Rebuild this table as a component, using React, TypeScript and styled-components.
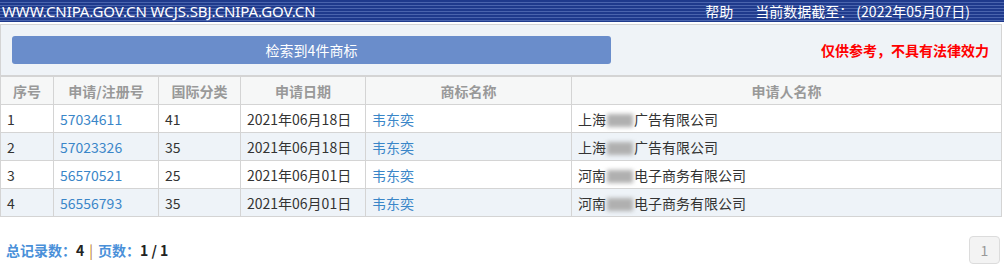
import React from 'react';
import styled, { createGlobalStyle } from 'styled-components';

const GlobalStyle = createGlobalStyle`
  html, body {
    margin: 0;
    padding: 0;
    background: #fff;
    font-family: "Noto Sans CJK SC", "Liberation Sans", sans-serif;
    font-size: 14px;
    color: #333;
  }
`;

type Row = {
  no: number,
  regNo: string,
  cls: string,
  date: string,
  mark: string,
  head: string,
  tail: string
};

const rows: Row[] = [
  { no: 1, regNo: '57034611', cls: '41', date: '2021年06月18日', mark: '韦东奕', head: '上海', tail: '广告有限公司' },
  { no: 2, regNo: '57023326', cls: '35', date: '2021年06月18日', mark: '韦东奕', head: '上海', tail: '广告有限公司' },
  { no: 3, regNo: '56570521', cls: '25', date: '2021年06月01日', mark: '韦东奕', head: '河南', tail: '电子商务有限公司' },
  { no: 4, regNo: '56556793', cls: '35', date: '2021年06月01日', mark: '韦东奕', head: '河南', tail: '电子商务有限公司' }
];

const Page = styled.div`
  width: 1004px;
`;

const TopBar = styled.div`
  height: 22px;
  display: flex;
  align-items: center;
  justify-content: space-between;
  padding: 0 34px 0 2px;
  background: repeating-linear-gradient(to bottom, #1f3a8c 0, #1f3a8c 2px, #4a64ad 2px, #4a64ad 3px);
  color: #fff;
  font-size: 14px;
  border-bottom: 2px solid #fff;
`;

const Site = styled.span`
  font-family: "Noto Sans", "Liberation Sans", sans-serif;
  font-size: 15px;
  letter-spacing: -0.1px;
`;

const TopLinks = styled.div`
  display: flex;
  gap: 22px;
`;

const Panel = styled.div`
  width: 1002px;
  box-sizing: border-box;
  border: 1px solid #d4d4d4;
  border-bottom: none;
  background: #eff3f7;
`;

const Toolbar = styled.div`
  height: 50px;
  display: flex;
  align-items: center;
  justify-content: space-between;
  padding: 0 12px 0 11px;
  border-bottom: 1px solid #d4d4d4;
`;

const SearchButton = styled.div`
  width: 599px;
  height: 28px;
  border-radius: 3px;
  background: #6a8dcb;
  color: #fff;
  display: flex;
  align-items: center;
  justify-content: center;
  font-size: 14px;
`;

const Warning = styled.span`
  color: #f00;
  font-weight: bold;
  font-size: 14px;
`;

const Table = styled.table`
  width: 1002px;
  border-collapse: collapse;
  table-layout: fixed;
  margin-left: -1px;
  font-size: 14px;
`;

const Th = styled.th<{ $w?: number }>`
  width: ${p => (p.$w ? `${p.$w}px` : 'auto')};
  height: 27px;
  background: #f6f7f7;
  color: #999;
  font-weight: bold;
  text-align: center;
  border: 1px solid #d4d4d4;
  padding: 0;
`;

const Tr = styled.tr<{ $alt: boolean }>`
  td {
    background: ${p => (p.$alt ? '#eef3f8' : '#fff')};
  }
`;

const Td = styled.td`
  height: 27px;
  padding: 0 6px;
  border: 1px solid #d4d4d4;
  color: #333;
  white-space: nowrap;
  line-height: 18px;
`;

const Link = styled.span`
  color: #3a86c8;
`;

const Blur = styled.span`
  display: inline-block;
  width: 26px;
  height: 13px;
  vertical-align: middle;
  background: #b0b0b0;
  filter: blur(2px);
  margin: 0 1px;
`;

const Footer = styled.div`
  display: flex;
  align-items: center;
  justify-content: space-between;
  padding: 19px 4px 0 6px;
`;

const Stats = styled.div`
  font-weight: bold;
  font-size: 14px;
`;

const Label = styled.span`
  color: #4a90d9;
`;

const Num = styled.span`
  color: #222;
`;

const Sep = styled.span`
  color: #b8742a;
  font-weight: normal;
  margin: 0 5px;
`;

const PageBtn = styled.div`
  width: 31px;
  height: 28px;
  box-sizing: border-box;
  border: 1px solid #dcdcdc;
  border-radius: 4px;
  background: #f3f3f3;
  color: #999;
  font-size: 14px;
  display: flex;
  align-items: center;
  justify-content: center;
`;

export default function App() {
  return (
    <Page>
      <GlobalStyle />
      <TopBar>
        <Site>WWW.CNIPA.GOV.CN WCJS.SBJ.CNIPA.GOV.CN</Site>
        <TopLinks>
          <span>帮助</span>
          <span>当前数据截至： (2022年05月07日)</span>
        </TopLinks>
      </TopBar>
      <Panel>
        <Toolbar>
          <SearchButton>检索到4件商标</SearchButton>
          <Warning>仅供参考，不具有法律效力</Warning>
        </Toolbar>
        <Table>
          <thead>
            <tr>
              <Th $w={52}>序号</Th>
              <Th $w={104}>申请/注册号</Th>
              <Th $w={81}>国际分类</Th>
              <Th $w={124}>申请日期</Th>
              <Th $w={205}>商标名称</Th>
              <Th>申请人名称</Th>
            </tr>
          </thead>
          <tbody>
            {rows.map((r, i) => (
              <Tr key={r.regNo} $alt={i % 2 === 1}>
                <Td>{r.no}</Td>
                <Td><Link>{r.regNo}</Link></Td>
                <Td>{r.cls}</Td>
                <Td>{r.date}</Td>
                <Td><Link>{r.mark}</Link></Td>
                <Td>{r.head}<Blur />{r.tail}</Td>
              </Tr>
            ))}
          </tbody>
        </Table>
      </Panel>
      <Footer>
        <Stats>
          <Label>总记录数：</Label><Num>4</Num><Sep>|</Sep><Label>页数：</Label><Num>1 / 1</Num>
        </Stats>
        <PageBtn>1</PageBtn>
      </Footer>
    </Page>
  );
}
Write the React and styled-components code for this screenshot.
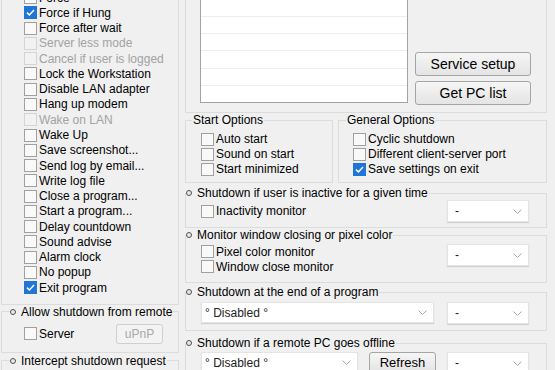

____

» Stated goal: In the lines above, locate the string "this". Copy every line where it occurs.

» Answer in full:
Rebuild this table as a component, using React, TypeScript and styled-components.
Write the React and styled-components code for this screenshot.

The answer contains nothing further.